WHAT TO PRODUCE:
Wherever a line below holds the word "this", copy that line.

START LISTING

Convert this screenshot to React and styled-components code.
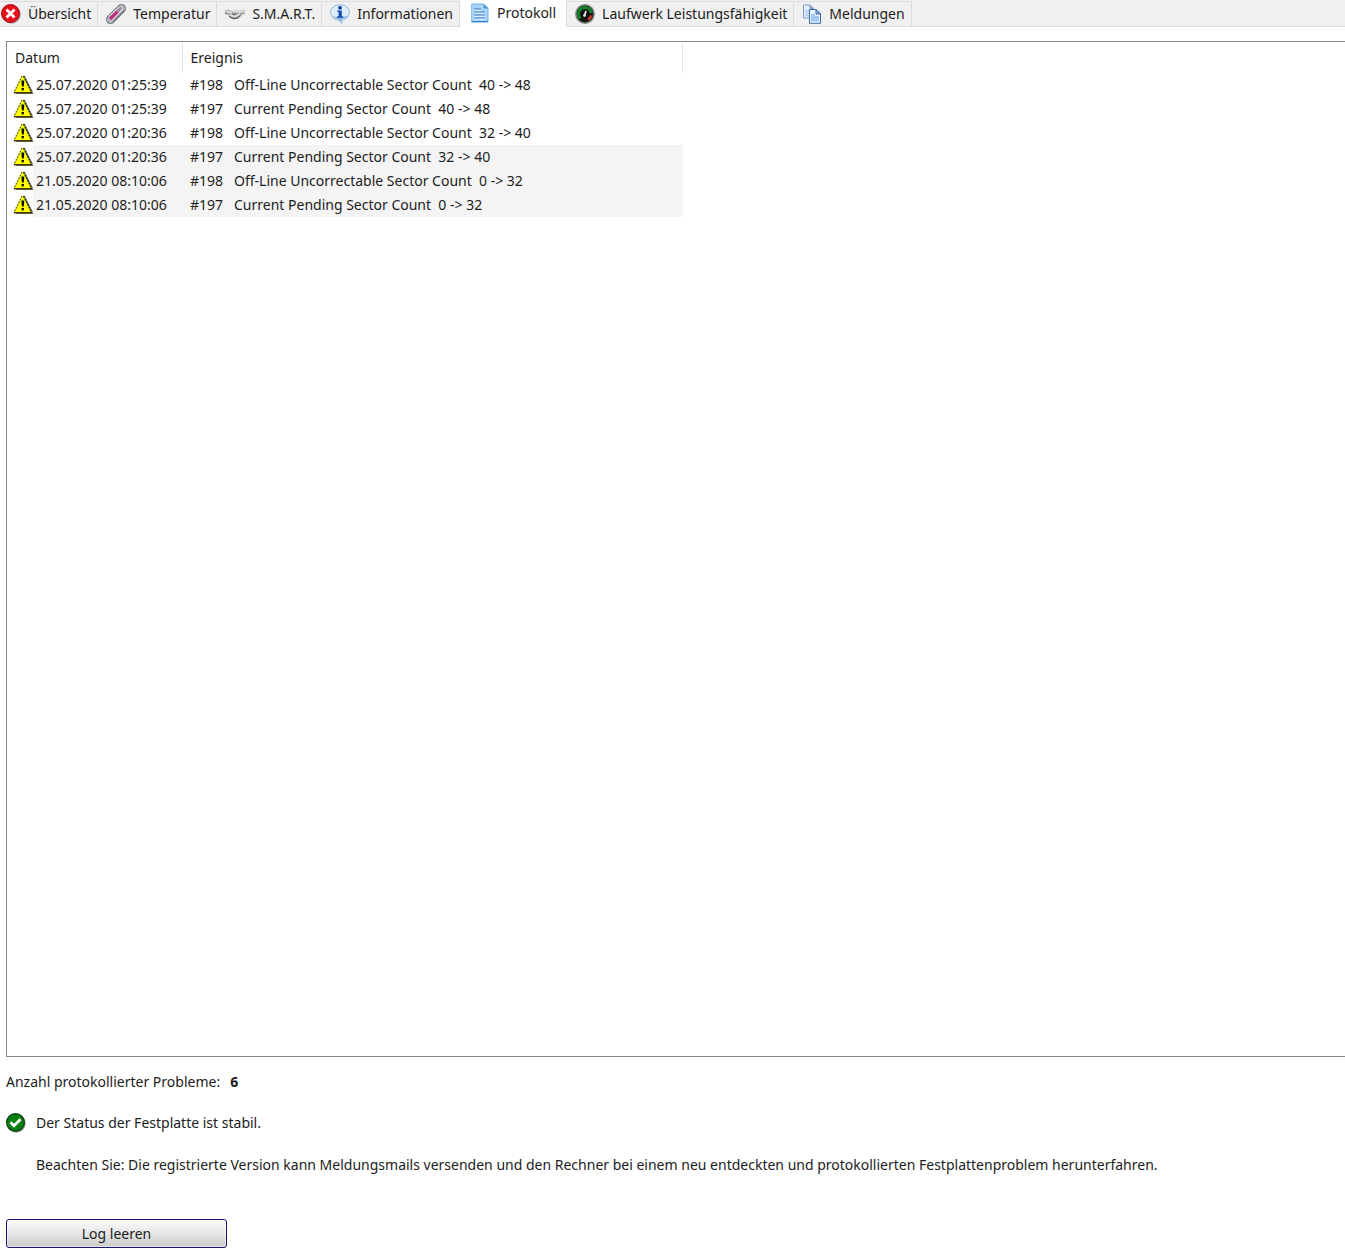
import React, { useState } from "react";
import styled, { createGlobalStyle } from "styled-components";

const GlobalStyle = createGlobalStyle`
  *, *::before, *::after { box-sizing: border-box; }
  body {
    margin: 0;
    background: #fff;
    color: #1c1c1c;
    font-family: "Noto Sans", "Open Sans", sans-serif;
    font-size: 14px;
    line-height: 20px;
  }
  button { font: inherit; color: inherit; }
`;

const Page = styled.div`
  display: flex;
  flex-direction: column;
  min-height: 100vh;
  overflow-x: hidden;
`;

const TabBar = styled.div`
  display: flex;
  align-items: flex-end;
  height: 27px;
  background: #f0f0f0;
  border-bottom: 1px solid #dcdcdc;
`;

const Tab = styled.button`
  display: flex;
  align-items: center;
  gap: 7px;
  flex: none;
  height: ${(p) => (p.$active ? "27px" : "25px")};
  margin: 0 0 ${(p) => (p.$active ? "-1px" : "0")};
  padding: ${(p) => (p.$active ? "0 10px 2px" : "0 6px 0 8px")};
  border: solid #dcdcdc;
  border-width: ${(p) => (p.$active ? "0 1px 0 0" : "1px 1px 0 0")};
  background: ${(p) => (p.$active ? "#fff" : "#f0f0f0")};
  white-space: nowrap;

  &:first-child { padding-left: 1px; }
`;

const Icon = styled.svg`
  display: block;
  flex: none;
  width: 20px;
  height: 20px;
`;

const LogPanel = styled.div`
  flex: 1;
  margin: 14px 0 0 6px;
  padding-top: 1px;
  border: solid #83878d;
  border-width: 1px 0 1px 1px;
`;

const LogTable = styled.table`
  border-collapse: collapse;
  table-layout: fixed;
  width: 676px;

  th, td {
    padding: 0 0 0 8px;
    text-align: left;
    font-weight: 400;
    white-space: pre;
  }
  th {
    height: 30px;
    border-right: 1px solid #e2e2e2;
  }
`;

const DateColumn = styled.col`
  width: 175px;
`;

const LogRow = styled.tr`
  height: 24px;
  background: ${(p) =>
    p.$shaded ? "linear-gradient(90deg, #fff 26px, #f4f4f4 26px)" : "none"};
`;

const DateCell = styled.div`
  display: flex;
  align-items: center;
  gap: 3px;
  margin-left: -2px;
`;

const Footer = styled.div`
  display: flex;
  flex-direction: column;
  align-items: flex-start;
  padding: 15px 6px 12px;
`;

const Count = styled.p`
  display: flex;
  gap: 10px;
  margin: 0 0 21px;
`;

const Status = styled.p`
  display: flex;
  align-items: center;
  gap: 10px;
  margin: 0 0 22px;
`;

const Note = styled.p`
  margin: 0 0 44px;
  padding-left: 30px;
`;

const ClearButton = styled.button`
  width: 221px;
  height: 29px;
  padding: 0;
  border: 1px solid #14146e;
  border-radius: 3px;
  background: linear-gradient(#fbfbfb, #e6e6e6 50%, #cacaca);
  box-shadow: inset 0 0 0 1px #ffffff80;
`;

const ErrorIcon = () => (
  <Icon viewBox="0 0 20 20" aria-hidden="true">
    <circle cx="10.5" cy="10.5" r="9.3" fill="#777" opacity=".6" />
    <circle cx="9.5" cy="9.5" r="9" fill="#e3101a" stroke="#a80d12" strokeWidth="1" />
    <path d="M5.500 5.500l8 8M13.500 5.500l-8 8" stroke="#fff" strokeWidth="2.800" />
  </Icon>
);

const ThermometerIcon = () => (
  <Icon viewBox="0 0 20 20" aria-hidden="true">
    <path d="M4.500 15.500L15.500 4.500" stroke="#6a6d74" strokeWidth="9" strokeLinecap="round" />
    <path d="M4.500 15.500L15.500 4.500" stroke="#b5b8be" strokeWidth="7" strokeLinecap="round" />
    <path d="M7 17.500L18 6.500" stroke="#7b7f86" strokeWidth="1.600" />
    <path d="M5.500 16.500L16.800 5" stroke="#e4e6ea" strokeWidth="1.200" />
    <path d="M4 15L12 7" stroke="#c0307f" strokeWidth="3.600" />
    <path d="M11 8L15 4" stroke="#a58a9b" strokeWidth="2.600" />
    <path d="M3 12.500L13 2.800" stroke="#eef0f3" strokeWidth="1" />
  </Icon>
);

const HandshakeIcon = () => (
  <Icon viewBox="0 0 20 20" aria-hidden="true">
    <path d="M0 6.500l3-1 4 1.800 4-1.300 4 1 4.500-1.500.3 4.500-3 1-4 3.500-4 .8-4-2-2.300-3L0 9.500z" fill="#adadad" />
    <path d="M1 7.500l3 .5 3 1M8 8l3-1 4 1.500 4-1.500M5 11l4 1.500 4-1 3-2" stroke="#e6e6e6" strokeWidth="1.500" fill="none" />
    <path d="M4 12.500l4.500 2.200 3.500-.5 3.500-2.700" stroke="#606060" strokeWidth="1.300" fill="none" />
    <path d="M7 9.500l2 1.200 2-1.500M15.500 9l1 1.500M0 9l2.500.8" stroke="#707070" strokeWidth="1.200" fill="none" />
  </Icon>
);

const InfoIcon = () => (
  <Icon viewBox="0 0 20 20" aria-hidden="true">
    <path d="M10 .8C4.500.8.700 4 .7 8.600c0 4 3 6.800 7.500 7.400l3.800 3.500V16c4.500-.6 7.300-3.400 7.300-7.400C19.300 4 15.500.8 10 .8z" fill="#dceefb" stroke="#9fb8ce" />
    <path d="M2 11.500c2 2.500 4.500 3.200 6.300 3.500l3 3V15c3.700-.4 6-1.500 7-3.800-4 2.600-12 3-16.300.3z" fill="#7bb0e1" />
    <circle cx="10" cy="3.800" r="1.900" fill="#123b9e" />
    <path d="M7.300 6.500h4.500v5.700h1.400v1.600H7.100v-1.600h1.500V8.100H7.300z" fill="#174bb0" />
  </Icon>
);

const DocumentIcon = () => (
  <Icon viewBox="0 0 20 20" aria-hidden="true">
    <path d="M1.500 1h12L18 5v14H1.500z" fill="#a9d4fb" />
    <path d="M1.500 1h12L18 5v14" fill="none" stroke="#6fb0ea" />
    <path d="M1.500 1v17.500" stroke="#8cc3f3" />
    <path d="M1.500 18.700H18" stroke="#3b86d0" strokeWidth="1.500" />
    <path d="M13.500 1v4.500H18z" fill="#4e91d8" />
    <path d="M4 6h7M4 9h11M4 12h11M4 15h11" stroke="#4373b4" strokeWidth="1.200" />
    <path d="M4 7.300h7M4 10.300h11M4 13.300h11M4 16.300h11" stroke="#e6f5ff" />
  </Icon>
);

const GaugeIcon = () => (
  <Icon viewBox="0 0 20 20" aria-hidden="true">
    <circle cx="10" cy="10" r="9.200" fill="#161a16" stroke="#868986" strokeWidth="1.500" />
    <path d="M5.300 14.500A6.500 6.500 0 1 1 16.400 9" fill="none" stroke="#12812a" strokeWidth="3" />
    <path d="M16.300 11.500A6.500 6.500 0 0 1 13 15.500" fill="none" stroke="#d4351f" strokeWidth="2.600" />
    <circle cx="10" cy="10" r="4" fill="#101310" />
    <path d="M9.300 12l1.700-5" stroke="#fff" strokeWidth="1.600" />
    <circle cx="9.500" cy="11.500" r="1.400" fill="#d6ded6" />
  </Icon>
);

const CopyIcon = () => (
  <Icon viewBox="0 0 20 20" aria-hidden="true">
    <path d="M1.500 1H8l3.500 3.500V14h-10z" fill="#e9f2fd" stroke="#7f96c2" />
    <path d="M8 1v3.500h3.500z" fill="#9db8df" stroke="#7f96c2" />
    <path d="M3 5.500h4v7H3z" fill="#bdd8f6" />
    <path d="M7.500 5.500H14L18.500 10v9.300h-11z" fill="#e7f3ff" stroke="#4668a9" />
    <path d="M14 5.500V10h4.500z" fill="#8eb1df" stroke="#4668a9" />
    <path d="M9 10h4v2h4v5.500H9z" fill="#a0c8f3" />
  </Icon>
);

const WarningIcon = () => (
  <Icon viewBox="0 0 20 20" aria-hidden="true">
    <path d="M9 1h3l8 16v2H3z" fill="#7d7d70" />
    <path d="M9 1h1.500L18 17.500H1z" fill="#ffff00" />
    <path d="M9 1L1 17.500" stroke="#77770b" strokeWidth="1.300" strokeDasharray="2 1" />
    <path d="M10.500 1L18.500 17" stroke="#222" strokeWidth="1.300" strokeDasharray="2 1" />
    <path d="M1 17.800h18" stroke="#33330a" strokeWidth="1.400" />
    <path d="M8.300 5.500h3l-.5 6h-2z" fill="#111" />
    <rect x="8.500" y="13" width="2.500" height="2.300" fill="#111" />
  </Icon>
);

const SuccessIcon = () => (
  <Icon viewBox="0 0 20 20" aria-hidden="true">
    <circle cx="10.500" cy="10.500" r="9.300" fill="#777" opacity=".6" />
    <circle cx="9.500" cy="9.500" r="8.900" fill="#078010" stroke="#0c3e10" strokeWidth="1.200" />
    <path d="M4.500 9.200l3.500 3.500 6.500-6.500" fill="none" stroke="#fff" strokeWidth="2.800" />
  </Icon>
);

const tabs = [
  ["Übersicht", ErrorIcon],
  ["Temperatur", ThermometerIcon],
  ["S.M.A.R.T.", HandshakeIcon],
  ["Informationen", InfoIcon],
  ["Protokoll", DocumentIcon],
  ["Laufwerk Leistungsfähigkeit", GaugeIcon],
  ["Meldungen", CopyIcon],
];

const entries = [
  ["25.07.2020 01:25:39", "#198   Off-Line Uncorrectable Sector Count  40 -> 48"],
  ["25.07.2020 01:25:39", "#197   Current Pending Sector Count  40 -> 48"],
  ["25.07.2020 01:20:36", "#198   Off-Line Uncorrectable Sector Count  32 -> 40"],
  ["25.07.2020 01:20:36", "#197   Current Pending Sector Count  32 -> 40", true],
  ["21.05.2020 08:10:06", "#198   Off-Line Uncorrectable Sector Count  0 -> 32", true],
  ["21.05.2020 08:10:06", "#197   Current Pending Sector Count  0 -> 32", true],
];

export default function App() {
  const [active, setActive] = useState("Protokoll");
  return (
    <Page>
      <GlobalStyle />
      <TabBar role="tablist">
        {tabs.map(([label, TabIcon]) => (
          <Tab
            key={label}
            type="button"
            role="tab"
            aria-selected={active === label}
            $active={active === label}
            onClick={() => setActive(label)}
          >
            <TabIcon />
            {label}
          </Tab>
        ))}
      </TabBar>
      <LogPanel>
        <LogTable>
          <colgroup>
            <DateColumn />
            <col />
          </colgroup>
          <thead>
            <tr>
              <th scope="col">Datum</th>
              <th scope="col">Ereignis</th>
            </tr>
          </thead>
          <tbody>
            {entries.map(([date, event, shaded]) => (
              <LogRow key={date + event} $shaded={shaded}>
                <td>
                  <DateCell>
                    <WarningIcon />
                    {date}
                  </DateCell>
                </td>
                <td>{event}</td>
              </LogRow>
            ))}
          </tbody>
        </LogTable>
      </LogPanel>
      <Footer>
        <Count>
          Anzahl protokollierter Probleme: <strong>6</strong>
        </Count>
        <Status>
          <SuccessIcon />
          Der Status der Festplatte ist stabil.
        </Status>
        <Note>
          Beachten Sie: Die registrierte Version kann Meldungsmails versenden und den Rechner bei
          einem neu entdeckten und protokollierten Festplattenproblem herunterfahren.
        </Note>
        <ClearButton type="button">Log leeren</ClearButton>
      </Footer>
    </Page>
  );
}
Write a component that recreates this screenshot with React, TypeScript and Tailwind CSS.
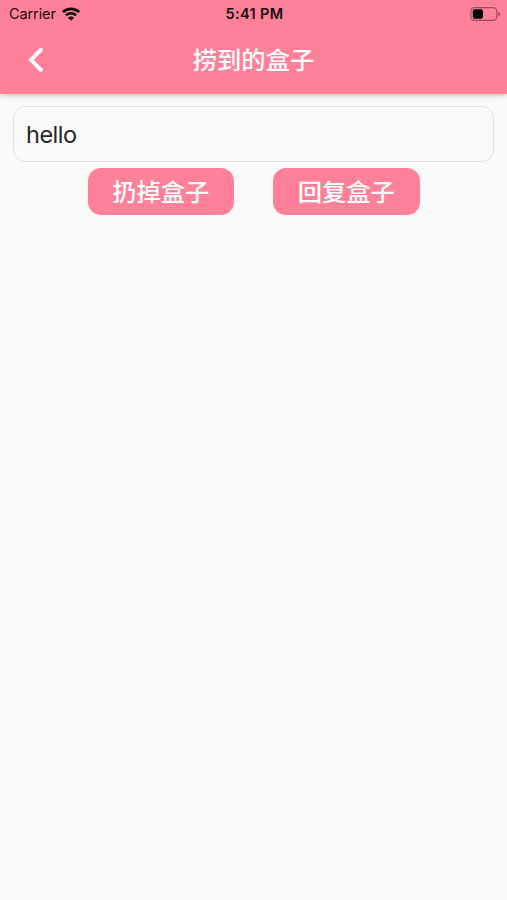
import React from 'react';

type BoxAction = {
    key: string;
    label: string;
};

const actions: BoxAction[] = [
    { key: 'throw', label: '扔掉盒子' },
    { key: 'reply', label: '回复盒子' }
];

function WifiIcon() {
    return (
        <svg width="18" height="14" viewBox="0 0 18 14" fill="none">
            <path d="M0.9 5.1a11.6 11.6 0 0 1 16.2 0" stroke="#140a0c" strokeWidth="2.7" />
            <path d="M3.9 8.4a7.3 7.3 0 0 1 10.2 0" stroke="#140a0c" strokeWidth="2.4" />
            <path d="M9 13.8l-3-3a4.2 4.2 0 0 1 6 0z" fill="#140a0c" />
        </svg>
    );
}

function BatteryIcon() {
    return (
        <svg width="31" height="14" viewBox="0 0 31 14" fill="none">
            <rect x="0.9" y="0.6" width="25.9" height="12.8" rx="3.6" stroke="#9c4c5c" strokeWidth="1.1" />
            <rect x="2.8" y="2.3" width="10.2" height="9.4" rx="2" fill="#000" />
            <path d="M28.2 4.7c1.1.4 1.8 1.2 1.8 2.3s-.7 1.9-1.8 2.3z" fill="#9c4c5c" />
        </svg>
    );
}

function App() {
    return (
        <div className="h-[900px] w-[507px] overflow-hidden bg-[#fafafa] font-['Inter','Noto_Sans_CJK_SC',sans-serif]">
            <header className="h-[94px] bg-[#ff8199] shadow-[0_1px_5px_rgba(0,0,0,0.26)]">
                {/* Status bar */}
                <div className="grid h-[27px] grid-cols-[1fr_auto_1fr] items-center pl-[9px] pr-[7px] text-[#190c0f]">
                    <div className="flex items-center gap-[6px]">
                        <span className="pt-px text-[14.5px] leading-none tracking-[-0.1px]">Carrier</span>
                        <WifiIcon />
                    </div>
                    <span className="pt-[2px] text-center text-[14.5px] font-semibold leading-none tracking-[0.35px]">5:41 PM</span>
                    <div className="-mr-px flex justify-end">
                        <BatteryIcon />
                    </div>
                </div>

                {/* Nav bar */}
                <div className="grid h-[66px] grid-cols-[72px_1fr_72px] items-center text-white">
                    <button className="flex justify-center" aria-label="Back">
                        <svg width="16" height="26" viewBox="0 0 16 26" fill="none">
                            <path d="M12.8 2.8L3 12.8l9.8 10" stroke="#fff" strokeWidth="4" strokeLinecap="round" />
                        </svg>
                    </button>
                    <h1 className="text-center text-[24.3px] font-medium leading-none">捞到的盒子</h1>
                </div>
            </header>

            <main className="px-[13px] pt-3">
                <div className="flex h-14 items-center rounded-xl border border-[#dfe1e1] px-3 pt-[2px] text-[23.5px] tracking-[-0.5px] text-[#262626]">
                    hello
                </div>
                <div className="mt-[6px] flex justify-center gap-[39px]">
                    {actions.map((item) => (
                        <button
                            key={item.key}
                            className="flex h-[47px] w-[146.5px] items-center justify-center rounded-[13px] bg-[#ff8199] pt-px text-[24.3px] font-medium leading-none text-white"
                        >
                            {item.label}
                        </button>
                    ))}
                </div>
            </main>
        </div>
    );
}

export default App;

END LISTING

WRITTEN SOLUTION:
Convert this screenshot to React and styled-components code.
Write a component that recreates this screenshot with React, TypeScript and Tailwind CSS.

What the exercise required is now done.